Carrot, Leek, and Mushroom Stew: Viking Comfort Food in Valheim
One of the quiet joys of Valheim is the way food evolves with your progress. You start out chomping raspberries just to stay alive, but before long, you’re crafting meals fit for Odin’s hall. While not a direct recipe in the game (carrots appear, mushrooms appear, leeks don’t), the idea of a root-and-mushroom stew is deeply “Viking,” and it makes a perfect real-world analog for the kind of hearty cooking you’d expect in a Norse longhouse.
Valheim’s carrot-based recipes already give you a sense of this progression. Carrots alone restore 10 health and 32 stamina for 900 seconds, but when combined into stews (like Carrot Soup or Turnip Stew), they fuel more intense survival. So what if we go one step further and imagine a Carrot, Leek, and Mushroom Stew as a meal you could unlock in-game?
This dish works in both worlds: carrots from your farm, mushrooms from the forest, leeks from your garden — cooked down into a steaming, fragrant cauldron of sustenance.
Viking History on the Table
Were carrots, leeks, and mushrooms part of the Viking diet? Absolutely.
Carrots: Not the bright orange variety we know today (those were cultivated much later in the Netherlands), but white, yellow, or purple carrots were eaten across Europe in the early medieval period.
Leeks: A staple in European kitchens since antiquity, hardy enough to grow in northern climates, and almost certainly part of Viking stews and pottages.
Mushrooms: Foraged varieties like chanterelles and porcini were available — though they carried risk, since misidentification could be fatal. Viking cooks had to know their fungi well.
Cooking vessels like iron cauldrons and ceramic pots were common. Stews were simmered slowly over open fires, often flavored with herbs like dill, thyme, or caraway. Alcohol — mead or ale — often found its way into the pot, too, adding depth to rustic dishes.
From Game Buff to Kitchen Bowl
I tested a modern carrot, leek, and mushroom soup recipe, then stripped it down into something more Viking Age. The result is a dense, earthy, deeply nourishing stew that feels right at home in Valheim — or your kitchen.

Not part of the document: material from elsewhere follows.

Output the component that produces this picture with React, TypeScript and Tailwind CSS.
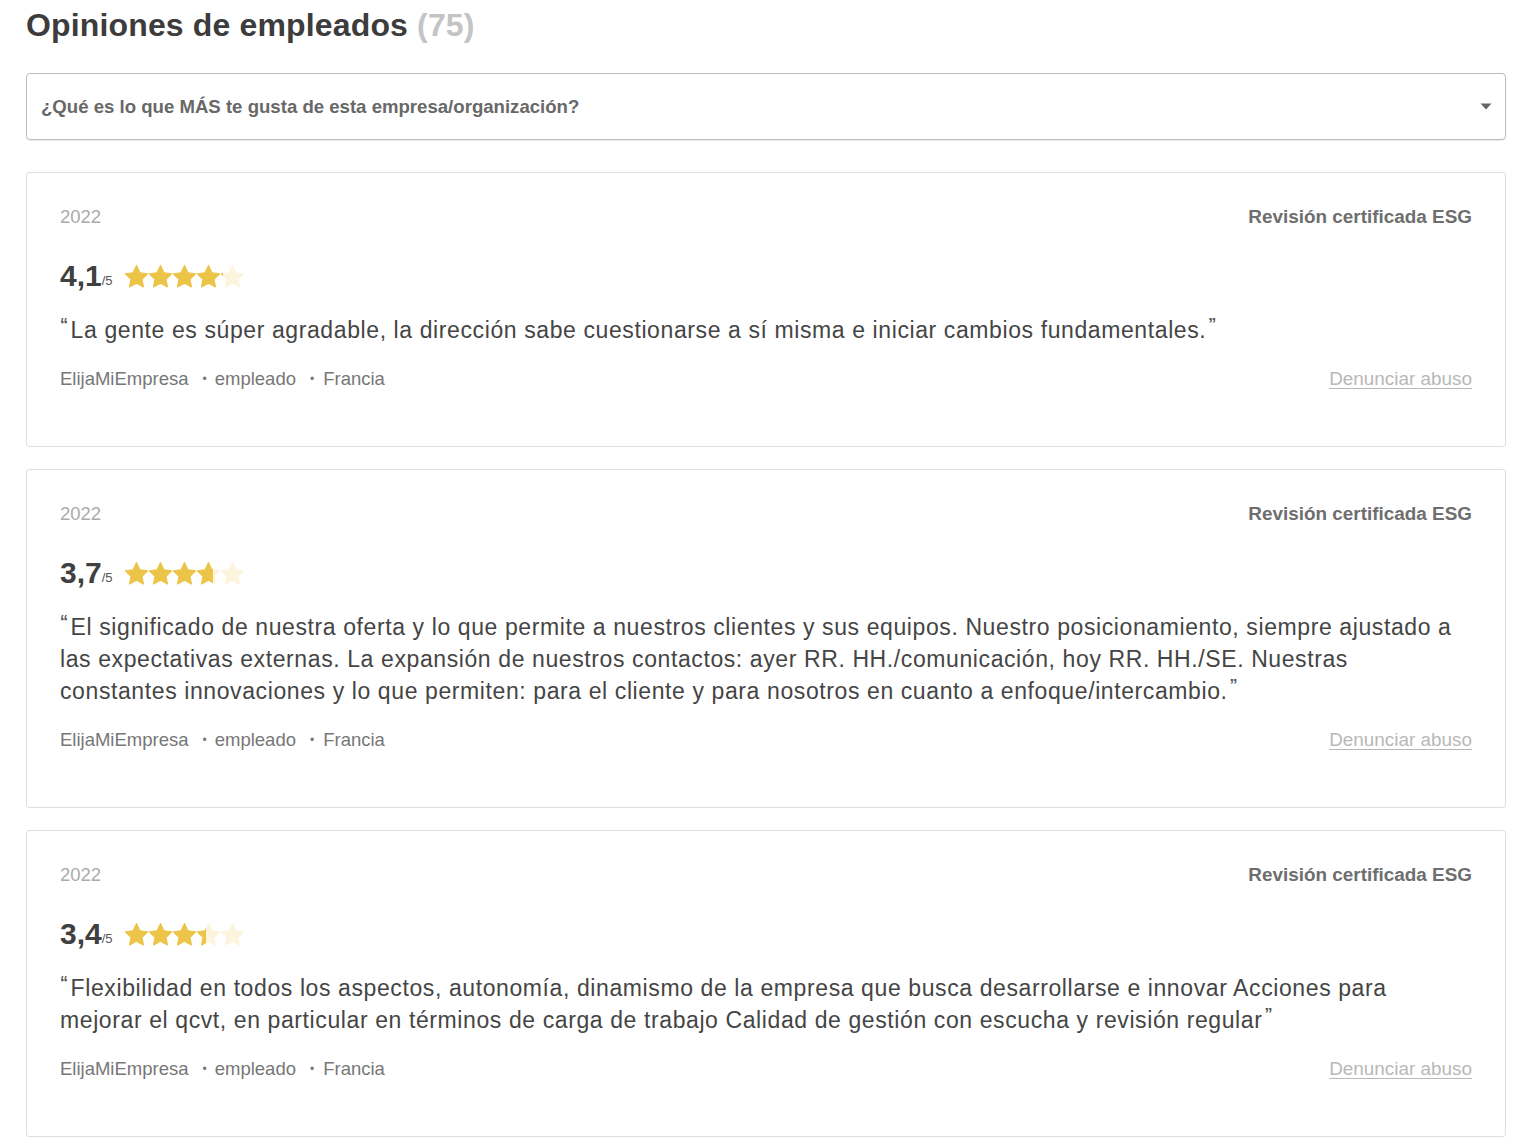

Carrot, Leek, and Mushroom Stew
In-Game Recipe (Inspired)
Carrots + Mushrooms + Leeks (imagined combination)
Restores: ~25 Health / 55 Stamina (est. buff for 1500 seconds if it were in-game)
Modern Kitchen Version (Tasty & Practical)
Ingredients
2 tbsp butter or olive oil
2 cups finely chopped leek (white + green parts) or onions
12 oz cremini mushrooms (or foraged equivalents)
4 cups sliced heirloom carrots (purple/yellow if you can find them)
8 cups unsalted beef or vegetable stock
1 tsp thyme (or dill)
2 tsp salt
½ tsp black pepper
½ cup dry sherry or white wine
Chopped parsley for garnish
Instructions
Heat butter in a Dutch oven. Add leeks + mushrooms, sauté ~8 minutes.
Stir in carrots, stock, and herbs. Simmer 30 minutes.
Season with salt + pepper. Add sherry, simmer 5 more minutes.
Garnish with parsley. Serve hot with bread.
Hardcore Viking Version (Immersion Cooking)
Ingredients
2 tbsp rendered animal fat (butter, lard, or tallow)
2 cups chopped leek or onions
12 oz wild mushrooms (chanterelle, porcini, or whatever you forage)
4 cups sliced carrots (purple/white varieties)
8 cups bone broth (beef or pork, simmered with marrow bones)
1 tsp dill or thyme
2 tsp salt
½ tsp crushed juniper berries (pepper substitute)
½ cup mead or ale
Instructions
Heat fat in an iron cauldron over open fire. Add leeks + mushrooms, cook until fragrant.
Add carrots and broth. Stir in herbs. Simmer slowly 30–40 minutes.
Add salt, juniper, and mead. Simmer 5 more minutes.
Serve straight from the cauldron with barley bread and mugs of mead.
Serving Notes
Historically, this stew would’ve been a pottage — an everyday dish, ever-changing based on what was available.
Pair with barley bread and mead for a full Valheim-inspired meal.